Hopefully, this serves a a nice illustration of what multiple dispatch together with Julias type system is able to achieve. When you wrote the predict function at the beginning of this workshop, you probably had no idea what multiple dispatch even is. But because we are able to define methods for important operations (like *, +), we can use any function or algorithmn that is composed of these operations. This is a very powerful idea that allows for great extensibility and interoperability of different packages. If you don't believe me, imagine somebody has written an R package for linear regression. Now you are in the situation that you have to deal with measurement error. I believe it would be impossible to get the published R package to work with measurement error without rewriting the whole package.

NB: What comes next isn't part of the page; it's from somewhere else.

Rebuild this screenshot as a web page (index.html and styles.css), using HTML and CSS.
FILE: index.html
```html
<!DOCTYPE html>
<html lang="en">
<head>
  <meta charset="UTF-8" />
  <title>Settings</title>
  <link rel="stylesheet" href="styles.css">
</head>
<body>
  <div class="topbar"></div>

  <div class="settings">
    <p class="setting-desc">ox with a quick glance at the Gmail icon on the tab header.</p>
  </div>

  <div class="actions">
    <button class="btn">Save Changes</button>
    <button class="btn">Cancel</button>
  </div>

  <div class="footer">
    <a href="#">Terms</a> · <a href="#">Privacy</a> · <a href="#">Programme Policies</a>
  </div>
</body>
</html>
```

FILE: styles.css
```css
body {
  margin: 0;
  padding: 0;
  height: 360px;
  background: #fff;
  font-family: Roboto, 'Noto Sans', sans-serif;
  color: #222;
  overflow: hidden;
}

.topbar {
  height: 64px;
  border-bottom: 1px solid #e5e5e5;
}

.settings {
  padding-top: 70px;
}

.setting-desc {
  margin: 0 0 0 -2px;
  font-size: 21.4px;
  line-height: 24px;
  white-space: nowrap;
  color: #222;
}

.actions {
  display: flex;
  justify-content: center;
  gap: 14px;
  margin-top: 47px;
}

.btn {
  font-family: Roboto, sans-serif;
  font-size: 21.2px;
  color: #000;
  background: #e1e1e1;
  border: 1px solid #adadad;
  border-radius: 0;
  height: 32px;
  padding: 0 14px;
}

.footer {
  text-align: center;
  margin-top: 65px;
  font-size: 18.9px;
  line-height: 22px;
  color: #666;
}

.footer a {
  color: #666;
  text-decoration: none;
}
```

Similarly, if you think about our pokemon example from the beginning: If we would like to add more types of pokemon, we just have to define the types (Water, Fire, etc.) and the relevant methods for our functions (effectiveness). Of course, the code we wrote in the pokemon example is rather limited, but this translates seamlessly to complicated packages with more functionality.